The mood was the same this week. That the weather in Auckland didn’t look so bad on Monday morning was enough to send Hawkesby and Hosking into fits of cheery bewilderment at these crazies (scientists, experts, people with information, etc) who were “fear-mongering” about this silly old cyclone.

“They’ve gone overboard on all the warnings,” said Hawkesby. It was all “overcooked”. Hawkesby turned on a cod, nasal, mocking voice: “Oooh,” she said. “Better to be safe than sorry! Ooooh, goodness, better hunker down!” In her own voice, she said: “What’s happened to us as a country that we’ve become this paranoid and this soft?”

“Couldn’t agree more,” said Hosking, picking up the baton. He, too, was appalled at the way New Zealanders had “whipped ourselves into this extraordinary frenzy”, how we’d “got ourselves into this mental state …”

“Panic,” said Hawkesby.

“Hysteria,” said Hosking. 

What happened next was that Cyclone Gabrielle unleashed rain and wind, floods and landslides, uprooted trees, cut power to more than half a million New Zealanders, taking at least five lives and displacing more than 10,000 people from their homes. Entire communities were cut off from the rest of the country: transport, communications, power. A national state of emergency was declared and the army, navy and air force were deployed in the most severe weather event to strike New Zealand this century. 

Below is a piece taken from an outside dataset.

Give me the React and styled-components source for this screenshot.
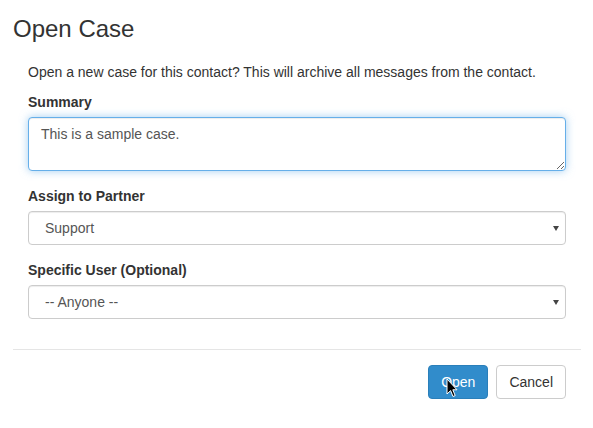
import React, { useEffect, useRef } from 'react';
import styled, { createGlobalStyle } from 'styled-components';

const GlobalStyle = createGlobalStyle`
  body {
    margin: 0;
    background: #fff;
    font-family: "Liberation Sans", Arial, sans-serif;
    font-size: 14px;
    line-height: 20px;
    color: #333;
  }
  * { box-sizing: border-box; }
`;

const Modal = styled.div`
  width: 593px;
  padding: 0 12px 0 13px;
`;

const Title = styled.h4`
  margin: 0;
  padding-top: 13px;
  font-size: 24px;
  line-height: 32px;
  font-weight: 400;
  color: #333;
`;

const Body = styled.div`
  padding: 17px 15px 30px;
  border-bottom: 1px solid #e5e5e5;
`;

const Intro = styled.p`
  margin: 0 0 10px;
`;

const Group = styled.div`
  margin-bottom: ${p => (p.last ? 0 : '15px')};
`;

const Label = styled.label`
  display: block;
  font-weight: 700;
  margin-bottom: 5px;
`;

const TextArea = styled.textarea`
  display: block;
  width: 100%;
  height: 54px;
  padding: 6px 12px;
  font: inherit;
  color: #555;
  caret-color: #222;
  border: 1px solid #66afe9;
  border-radius: 4px;
  outline: 0;
  box-shadow: inset 0 1px 1px rgba(0, 0, 0, 0.075), 0 0 8px rgba(102, 175, 233, 0.6);
  resize: vertical;
`;

const SelectWrap = styled.div`
  position: relative;

  &::after {
    content: '';
    position: absolute;
    right: 7px;
    top: 15px;
    border-left: 3px solid transparent;
    border-right: 3px solid transparent;
    border-top: 5px solid #444;
    pointer-events: none;
  }
`;

const Select = styled.select`
  display: block;
  width: 100%;
  height: 34px;
  padding: 0 24px 0 16px;
  font: inherit;
  color: #555;
  background: #fff;
  border: 1px solid #ccc;
  border-radius: 4px;
  box-shadow: inset 0 1px 1px rgba(0, 0, 0, 0.075);
  appearance: none;
  outline: 0;
`;

const Footer = styled.div`
  display: flex;
  justify-content: flex-end;
  gap: 8px;
  padding: 15px 15px 0;
`;

const Button = styled.button`
  position: relative;
  height: 34px;
  padding: 6px 12px;
  font: inherit;
  border-radius: 4px;
  border: 1px solid ${p => (p.primary ? '#2a7fba' : '#ccc')};
  background: ${p => (p.primary ? '#318ccb' : '#fff')};
  color: ${p => (p.primary ? '#fff' : '#333')};
`;

const Pointer = styled.svg`
  position: absolute;
  left: 17px;
  top: 12px;
  pointer-events: none;
`;

export default function App() {
  const summaryRef = useRef(null);

  useEffect(() => {
    const el = summaryRef.current;
    if (el) {
      el.focus();
      el.setSelectionRange(el.value.length, el.value.length);
    }
  }, []);

  return (
    <>
      <GlobalStyle />
      <Modal>
        <Title>Open Case</Title>
        <Body>
          <Intro>Open a new case for this contact? This will archive all messages from the contact.</Intro>
          <Group>
            <Label>Summary</Label>
            <TextArea ref={summaryRef} defaultValue="This is a sample case." />
          </Group>
          <Group>
            <Label>Assign to Partner</Label>
            <SelectWrap>
              <Select defaultValue="support">
                <option value="support">Support</option>
              </Select>
            </SelectWrap>
          </Group>
          <Group last>
            <Label>Specific User (Optional)</Label>
            <SelectWrap>
              <Select defaultValue="">
                <option value="">-- Anyone --</option>
              </Select>
            </SelectWrap>
          </Group>
        </Body>
        <Footer>
          <Button primary>
            Open
            <Pointer width="12" height="20" viewBox="0 0 12 20">
              <path d="M1 1 L1 16 L4.6 12.6 L7 18.5 L9.2 17.6 L6.8 11.8 L11 11.8 Z" fill="#000" stroke="#fff" strokeWidth="1" />
            </Pointer>
          </Button>
          <Button>Cancel</Button>
        </Footer>
      </Modal>
    </>
  );
}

To be fair to Hawkesby, she did say on the country’s most popular news station on Monday, “I reserve the right to be wrong.”

And don’t we all. 

Instead of getting angry, we sent our researchers into the archives to unearth what those great truth-tellers have told us through years gone by.  

The fall of the Berlin Wall

“In no way, shape or form,” Mike Hosking told listeners on November 10, 1989, “is a wall falling over a big deal.” 

“Walls fall over every day,” said Kate Hawkesby. 

“Every day,” said Hosking, thumping his microphone, lurching from falsetto to bass. “Every. Single. Day.”

The moon landing

“The moon? Wake me when they land on the sun,” said Hawkesby in the early hours of July 20, 1969, over the noise of somebody vacuuming the studio. After the 6am bulletin, Hawkesby launched into a tirade about the gruelling realities faced these days by hardworking broadcasters searching for a decent tradie to install a pool.

Rutherford splits the atom

“Come on, there are atoms everywhere.”

“Everywhere.”

“Goes to reason – does it not? – that one of them is going to split at some point or other.”

“Exactly. Exactly.”

The assassination of Franz Ferdinand

“Hardly the Proclaimers,” said Hosking in an editorial on June 29, 1914.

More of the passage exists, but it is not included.